Fires in timber framed dwellings under construction had on average larger areas of damage compared to dwellings of no special construction. Out of total fires in timber framed dwellings under construction, 24 per cent of these resulted in damage of an area of more than 100 square metres compared to four per cent for dwellings of no special construction.

“All those making design and procurement decisions that significantly affect fire risk should consider and reduce the risk and consequences of fire during the construction phase through DESIGN,” states the HSE letter.

“This duty is imposed on anyone who makes decisions affecting the design, including, for example, architects, structural engineers, clients, suppliers, principal and other contractors and even those involved in the planning approval process where they specify particular construction methods or products.”

The STA has produced a publication, Design guide to separating distances during construction, which provides guidance on assessing the off-site fire risk from timber frame structures under construction. Despite its title, it is intended to be used at the design and procurement stages of a project.

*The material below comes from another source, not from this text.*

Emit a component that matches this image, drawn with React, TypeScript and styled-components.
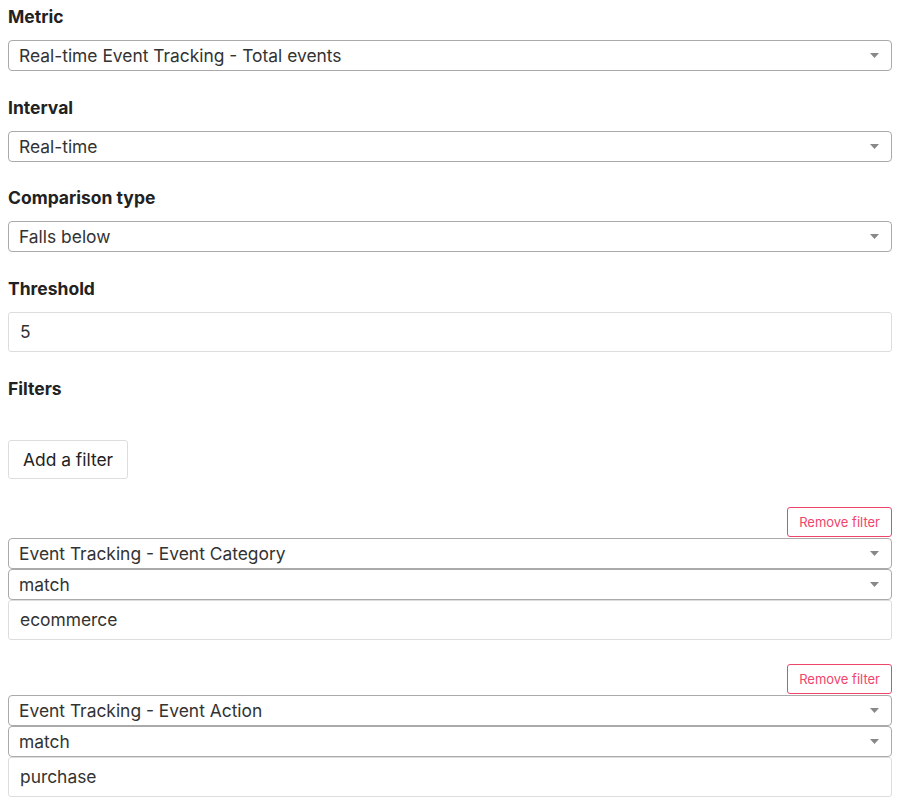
import React from 'react'
import styled, { createGlobalStyle } from 'styled-components'

const GlobalStyle = createGlobalStyle`
	body {
		margin: 8px;
		background: #fff;
		font-family: Inter, "Noto Sans", "Liberation Sans", sans-serif;
		color: #222;
	}
`

type Filter = {
	dimension: string
	operator: string
	value: string
}

const filters: Filter[] = [
	{ dimension: 'Event Tracking - Event Category', operator: 'match', value: 'ecommerce' },
	{ dimension: 'Event Tracking - Event Action', operator: 'match', value: 'purchase' },
]

const Caret = () => (
	<CaretIcon width="9" height="5" viewBox="0 0 9 5">
		<path d="M0 0h9L4.5 5z" fill="#888" />
	</CaretIcon>
)

const Select = ({ value }: { value: string }) => (
	<SelectBox>
		<span>{value}</span>
		<Caret />
	</SelectBox>
)

const App = () => {
	return (
		<>
			<GlobalStyle />
			<Form>
				<Field>
					<Label>Metric</Label>
					<Select value="Real-time Event Tracking - Total events" />
				</Field>
				<Field>
					<Label>Interval</Label>
					<Select value="Real-time" />
				</Field>
				<Field>
					<Label>Comparison type</Label>
					<Select value="Falls below" />
				</Field>
				<Field>
					<Label>Threshold</Label>
					<TextInput>5</TextInput>
				</Field>
				<Label>Filters</Label>
				<AddButton>Add a filter</AddButton>
				{filters.map((f, i) => (
					<FilterGroup key={i}>
						<RemoveRow>
							<RemoveButton>Remove filter</RemoveButton>
						</RemoveRow>
						<Select value={f.dimension} />
						<Select value={f.operator} />
						<TextInput>{f.value}</TextInput>
					</FilterGroup>
				))}
			</Form>
		</>
	)
}

const Form = styled.div`
	display: flex;
	flex-direction: column;
	width: 884px;
`

const Field = styled.div`
	display: flex;
	flex-direction: column;
	margin-bottom: 27.66px;
`

const Label = styled.div`
	font-size: 17.5px;
	font-weight: 700;
	line-height: 18px;
	margin-bottom: 14px;
	color: #222;
`

const SelectBox = styled.div`
	display: flex;
	align-items: center;
	justify-content: space-between;
	box-sizing: border-box;
	height: 31px;
	padding: 0 10px 0 10px;
	border: 1px solid #aaa;
	border-radius: 4px;
	font-size: 17.4px;
	color: #333;
	background: #fff;
`

const CaretIcon = styled.svg`
	flex-shrink: 0;
	margin-right: 2px;
`

const TextInput = styled.div`
	display: flex;
	align-items: center;
	box-sizing: border-box;
	height: 40px;
	padding: 0 11px;
	border: 1px solid #ddd;
	border-radius: 3px;
	font-size: 17.4px;
	color: #333;
`

const AddButton = styled.button`
	align-self: flex-start;
	box-sizing: border-box;
	height: 39px;
	padding: 0 14px;
	margin-top: 28px;
	border: 1px solid #ddd;
	border-radius: 3px;
	background: #fff;
	font-family: inherit;
	font-size: 17.4px;
	color: #222;
`

const FilterGroup = styled.div`
	display: flex;
	flex-direction: column;
	margin-top: 28px;

	& + & {
		margin-top: 24px;
	}
`

const RemoveRow = styled.div`
	display: flex;
	justify-content: flex-end;
	margin-bottom: 1px;
`

const RemoveButton = styled.button`
	box-sizing: border-box;
	height: 30px;
	padding: 0 11px;
	border: 1px solid #f0456b;
	border-radius: 3px;
	background: #fff;
	font-family: inherit;
	font-size: 13px;
	color: #f0456b;
`

export default App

Three generic categories of timber frame have been evolved with increasing resistance to fire spread and associated reduction in emitted heat to neighbouring properties. The user of this Guidance can select either a Category A, B or C frame type depending on the site conditions and distances to surrounding buildings. The critical point is that a recommended timber frame solution can be specified to suit the individual site location and conditions, no matter how challenging, even in densely populated inner city developments.

“If fire safety considerations are left to a late stage in the design development of the project, there is an increased potential that the solutions will be inconsistent in approach and less effective if there is a fire, and more time consuming and expensive to implement. Appropriate mitigation methods should always be developed before construction work starts on site,” the HSE letter said.

“Over the past 15 years, research and testing has been performed to better understand the fire performance of timber structures. However, opportunities for further research remain,” said David Barber and Robert Gerard, fire performance engineers with Arup. “Research and testing could lead to performance benchmarks and design tools that would allow a designer to characterise fire performance, engineer fire protection strategies, and demonstrate safe design.”

Barber and Gerard note that previous fire testing has shown that exposed timber has the potential to contribute to the fuel load in compartment fires. Fire tests have shown that delamination can occur in exposed CLT panels. This delamination may result in an increased burning rate for a limited period of time and also can result in an increased char rate for the exposed solid wood.

“Design solutions must be balanced by structural-efficiency, cost-effectiveness, aesthetics and, importantly, fire performance,” said Barber and Gerard.

They add that understanding penetration behaviour is critical to demonstrating that compartmentalisation is achieved for fire safety in timber buildings. The combustible nature of fire-rated structural elements presents unique challenges compared to noncombustible structures. Charring behaviour must be considered for appropriate fire-stopping solutions to be developed to meet the fire performance requirements.

“Two possibilities to solve this challenge include the development of fire test standards that account for combustible bases or substrates, and proprietary products for walls and floors in timber buildings” they suggested.

Another trend challenging fire performance engineers is the growing global precedent for tall timber buildings. A significant amount of ongoing research is aimed at filling the gaps in knowledge and leading to a better understanding of the fire safety challenges for this type of structure.

“Currently a high burden of proof is required that relies on a comprehensive understanding of timber fire performance, an engineered fire protection strategy, and possibly fire testing, to justify safe design,” said Barber and Gerrard.

Given the hotter, drier climate in Australia, the risks of fire are even greater.

Fire ratings can be achieved with timber in a number of ways. The three most common are:

• Protecting timber by covering it with a good insulator such as fire-rated plasterboard – this means that the timber takes longer to get to ignition temperature and can remain functional for a longer period while the fire is burning.
• Using oversized timber – this will allow for loss of material charring throughout the burn period, and there will still be enough timber remaining in the cross-section to give it the required strength.
• Treating timber with fire-retardant chemicals – this delays the initiation of combustion, and can prevent the spread of flame.

A number of building system manufacturers have had their systems tested and a fire resistance level (FRL) awarded to the system so that it is ‘deemed to satisfy’ the provisions of the Building Code of Australia (BCA).